■ What to produce ■
The listing below should be printed exactly, every line of it. Skip the pictures.

--------------------------------

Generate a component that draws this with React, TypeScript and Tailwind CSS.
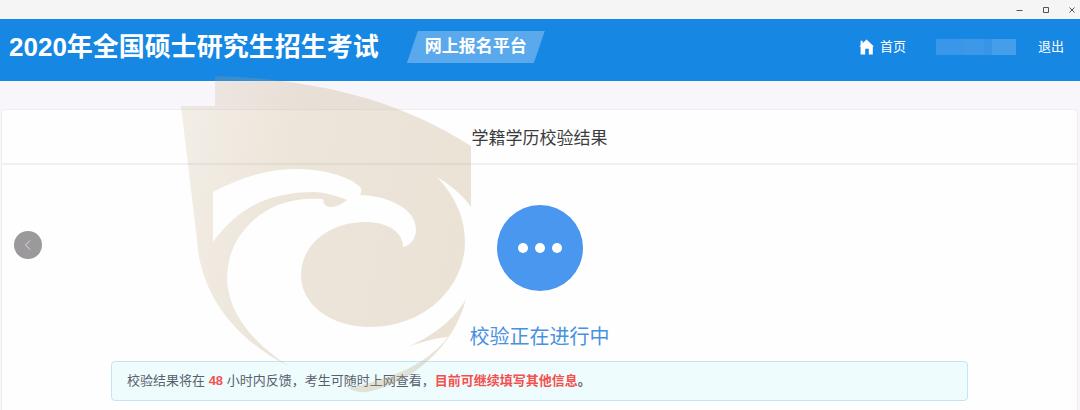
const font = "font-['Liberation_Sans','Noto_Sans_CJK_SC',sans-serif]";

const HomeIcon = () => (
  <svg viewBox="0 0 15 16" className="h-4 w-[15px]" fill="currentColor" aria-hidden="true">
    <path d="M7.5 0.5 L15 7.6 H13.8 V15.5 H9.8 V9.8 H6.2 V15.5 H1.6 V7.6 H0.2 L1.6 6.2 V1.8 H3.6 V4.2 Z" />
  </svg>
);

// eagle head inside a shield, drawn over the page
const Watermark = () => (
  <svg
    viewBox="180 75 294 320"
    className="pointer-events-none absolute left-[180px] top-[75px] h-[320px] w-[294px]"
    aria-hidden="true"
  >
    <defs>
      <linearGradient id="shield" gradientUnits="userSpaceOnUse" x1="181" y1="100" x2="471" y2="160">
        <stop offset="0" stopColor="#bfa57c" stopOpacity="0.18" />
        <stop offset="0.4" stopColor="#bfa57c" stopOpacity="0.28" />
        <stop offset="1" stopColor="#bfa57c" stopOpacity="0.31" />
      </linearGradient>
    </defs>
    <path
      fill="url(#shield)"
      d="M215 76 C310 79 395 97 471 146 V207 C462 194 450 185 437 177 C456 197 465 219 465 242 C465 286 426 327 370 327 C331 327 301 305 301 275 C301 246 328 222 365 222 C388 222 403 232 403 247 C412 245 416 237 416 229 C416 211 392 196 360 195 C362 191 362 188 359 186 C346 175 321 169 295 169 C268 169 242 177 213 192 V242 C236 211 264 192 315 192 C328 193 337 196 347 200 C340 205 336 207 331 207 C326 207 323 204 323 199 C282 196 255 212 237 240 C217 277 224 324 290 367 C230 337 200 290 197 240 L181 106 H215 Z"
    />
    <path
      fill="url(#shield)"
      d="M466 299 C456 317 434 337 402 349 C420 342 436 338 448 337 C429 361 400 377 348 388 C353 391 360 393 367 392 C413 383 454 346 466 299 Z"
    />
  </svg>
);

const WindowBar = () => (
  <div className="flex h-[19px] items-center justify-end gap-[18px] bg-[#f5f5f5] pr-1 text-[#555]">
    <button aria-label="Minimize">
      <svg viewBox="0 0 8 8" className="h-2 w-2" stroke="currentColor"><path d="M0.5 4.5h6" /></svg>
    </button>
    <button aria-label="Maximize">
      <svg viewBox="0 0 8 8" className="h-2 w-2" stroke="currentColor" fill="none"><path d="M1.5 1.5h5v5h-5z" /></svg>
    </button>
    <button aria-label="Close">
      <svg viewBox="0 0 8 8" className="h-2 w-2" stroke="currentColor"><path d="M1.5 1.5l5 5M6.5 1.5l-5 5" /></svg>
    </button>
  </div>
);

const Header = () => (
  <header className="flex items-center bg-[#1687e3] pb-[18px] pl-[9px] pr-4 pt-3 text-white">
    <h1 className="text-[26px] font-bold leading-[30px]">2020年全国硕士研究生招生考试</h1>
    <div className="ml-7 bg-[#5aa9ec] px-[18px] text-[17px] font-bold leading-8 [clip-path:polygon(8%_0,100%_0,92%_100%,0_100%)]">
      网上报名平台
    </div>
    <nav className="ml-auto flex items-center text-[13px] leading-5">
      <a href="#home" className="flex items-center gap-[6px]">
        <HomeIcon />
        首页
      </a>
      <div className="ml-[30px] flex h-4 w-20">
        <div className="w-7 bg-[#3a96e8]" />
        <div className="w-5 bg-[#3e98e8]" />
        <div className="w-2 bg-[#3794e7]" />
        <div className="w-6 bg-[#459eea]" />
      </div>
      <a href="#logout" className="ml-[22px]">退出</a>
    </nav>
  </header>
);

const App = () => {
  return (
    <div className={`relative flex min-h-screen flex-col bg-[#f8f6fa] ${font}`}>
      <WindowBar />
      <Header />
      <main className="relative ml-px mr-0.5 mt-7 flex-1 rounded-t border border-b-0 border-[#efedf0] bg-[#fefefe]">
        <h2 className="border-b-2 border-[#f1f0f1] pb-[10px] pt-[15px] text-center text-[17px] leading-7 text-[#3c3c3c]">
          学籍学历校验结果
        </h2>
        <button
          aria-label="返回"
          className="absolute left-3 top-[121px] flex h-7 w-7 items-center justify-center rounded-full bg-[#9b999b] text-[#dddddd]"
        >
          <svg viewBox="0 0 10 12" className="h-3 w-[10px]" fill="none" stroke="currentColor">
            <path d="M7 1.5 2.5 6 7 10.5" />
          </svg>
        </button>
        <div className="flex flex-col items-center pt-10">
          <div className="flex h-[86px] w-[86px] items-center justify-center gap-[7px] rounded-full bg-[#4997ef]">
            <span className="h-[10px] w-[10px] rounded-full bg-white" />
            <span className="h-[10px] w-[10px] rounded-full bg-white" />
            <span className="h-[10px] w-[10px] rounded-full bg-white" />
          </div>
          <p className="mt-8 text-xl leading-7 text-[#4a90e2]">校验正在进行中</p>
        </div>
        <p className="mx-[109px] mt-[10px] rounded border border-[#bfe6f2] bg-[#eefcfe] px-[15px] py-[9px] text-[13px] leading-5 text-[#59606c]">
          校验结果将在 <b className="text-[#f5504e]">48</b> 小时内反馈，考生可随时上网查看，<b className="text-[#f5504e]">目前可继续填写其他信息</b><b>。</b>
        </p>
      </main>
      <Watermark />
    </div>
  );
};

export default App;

--------------------------------

■ Worked answer ■
Generate a component that draws this with React, TypeScript and Tailwind CSS.
const font = "font-['Liberation_Sans','Noto_Sans_CJK_SC',sans-serif]";

const HomeIcon = () => (
  <svg viewBox="0 0 15 16" className="h-4 w-[15px]" fill="currentColor" aria-hidden="true">
    <path d="M7.5 0.5 L15 7.6 H13.8 V15.5 H9.8 V9.8 H6.2 V15.5 H1.6 V7.6 H0.2 L1.6 6.2 V1.8 H3.6 V4.2 Z" />
  </svg>
);

// eagle head inside a shield, drawn over the page
const Watermark = () => (
  <svg
    viewBox="180 75 294 320"
    className="pointer-events-none absolute left-[180px] top-[75px] h-[320px] w-[294px]"
    aria-hidden="true"
  >
    <defs>
      <linearGradient id="shield" gradientUnits="userSpaceOnUse" x1="181" y1="100" x2="471" y2="160">
        <stop offset="0" stopColor="#bfa57c" stopOpacity="0.18" />
        <stop offset="0.4" stopColor="#bfa57c" stopOpacity="0.28" />
        <stop offset="1" stopColor="#bfa57c" stopOpacity="0.31" />
      </linearGradient>
    </defs>
    <path
      fill="url(#shield)"
      d="M215 76 C310 79 395 97 471 146 V207 C462 194 450 185 437 177 C456 197 465 219 465 242 C465 286 426 327 370 327 C331 327 301 305 301 275 C301 246 328 222 365 222 C388 222 403 232 403 247 C412 245 416 237 416 229 C416 211 392 196 360 195 C362 191 362 188 359 186 C346 175 321 169 295 169 C268 169 242 177 213 192 V242 C236 211 264 192 315 192 C328 193 337 196 347 200 C340 205 336 207 331 207 C326 207 323 204 323 199 C282 196 255 212 237 240 C217 277 224 324 290 367 C230 337 200 290 197 240 L181 106 H215 Z"
    />
    <path
      fill="url(#shield)"
      d="M466 299 C456 317 434 337 402 349 C420 342 436 338 448 337 C429 361 400 377 348 388 C353 391 360 393 367 392 C413 383 454 346 466 299 Z"
    />
  </svg>
);

const WindowBar = () => (
  <div className="flex h-[19px] items-center justify-end gap-[18px] bg-[#f5f5f5] pr-1 text-[#555]">
    <button aria-label="Minimize">
      <svg viewBox="0 0 8 8" className="h-2 w-2" stroke="currentColor"><path d="M0.5 4.5h6" /></svg>
    </button>
    <button aria-label="Maximize">
      <svg viewBox="0 0 8 8" className="h-2 w-2" stroke="currentColor" fill="none"><path d="M1.5 1.5h5v5h-5z" /></svg>
    </button>
    <button aria-label="Close">
      <svg viewBox="0 0 8 8" className="h-2 w-2" stroke="currentColor"><path d="M1.5 1.5l5 5M6.5 1.5l-5 5" /></svg>
    </button>
  </div>
);

const Header = () => (
  <header className="flex items-center bg-[#1687e3] pb-[18px] pl-[9px] pr-4 pt-3 text-white">
    <h1 className="text-[26px] font-bold leading-[30px]">2020年全国硕士研究生招生考试</h1>
    <div className="ml-7 bg-[#5aa9ec] px-[18px] text-[17px] font-bold leading-8 [clip-path:polygon(8%_0,100%_0,92%_100%,0_100%)]">
      网上报名平台
    </div>
    <nav className="ml-auto flex items-center text-[13px] leading-5">
      <a href="#home" className="flex items-center gap-[6px]">
        <HomeIcon />
        首页
      </a>
      <div className="ml-[30px] flex h-4 w-20">
        <div className="w-7 bg-[#3a96e8]" />
        <div className="w-5 bg-[#3e98e8]" />
        <div className="w-2 bg-[#3794e7]" />
        <div className="w-6 bg-[#459eea]" />
      </div>
      <a href="#logout" className="ml-[22px]">退出</a>
    </nav>
  </header>
);

const App = () => {
  return (
    <div className={`relative flex min-h-screen flex-col bg-[#f8f6fa] ${font}`}>
      <WindowBar />
      <Header />
      <main className="relative ml-px mr-0.5 mt-7 flex-1 rounded-t border border-b-0 border-[#efedf0] bg-[#fefefe]">
        <h2 className="border-b-2 border-[#f1f0f1] pb-[10px] pt-[15px] text-center text-[17px] leading-7 text-[#3c3c3c]">
          学籍学历校验结果
        </h2>
        <button
          aria-label="返回"
          className="absolute left-3 top-[121px] flex h-7 w-7 items-center justify-center rounded-full bg-[#9b999b] text-[#dddddd]"
        >
          <svg viewBox="0 0 10 12" className="h-3 w-[10px]" fill="none" stroke="currentColor">
            <path d="M7 1.5 2.5 6 7 10.5" />
          </svg>
        </button>
        <div className="flex flex-col items-center pt-10">
          <div className="flex h-[86px] w-[86px] items-center justify-center gap-[7px] rounded-full bg-[#4997ef]">
            <span className="h-[10px] w-[10px] rounded-full bg-white" />
            <span className="h-[10px] w-[10px] rounded-full bg-white" />
            <span className="h-[10px] w-[10px] rounded-full bg-white" />
          </div>
          <p className="mt-8 text-xl leading-7 text-[#4a90e2]">校验正在进行中</p>
        </div>
        <p className="mx-[109px] mt-[10px] rounded border border-[#bfe6f2] bg-[#eefcfe] px-[15px] py-[9px] text-[13px] leading-5 text-[#59606c]">
          校验结果将在 <b className="text-[#f5504e]">48</b> 小时内反馈，考生可随时上网查看，<b className="text-[#f5504e]">目前可继续填写其他信息</b><b>。</b>
        </p>
      </main>
      <Watermark />
    </div>
  );
};

export default App;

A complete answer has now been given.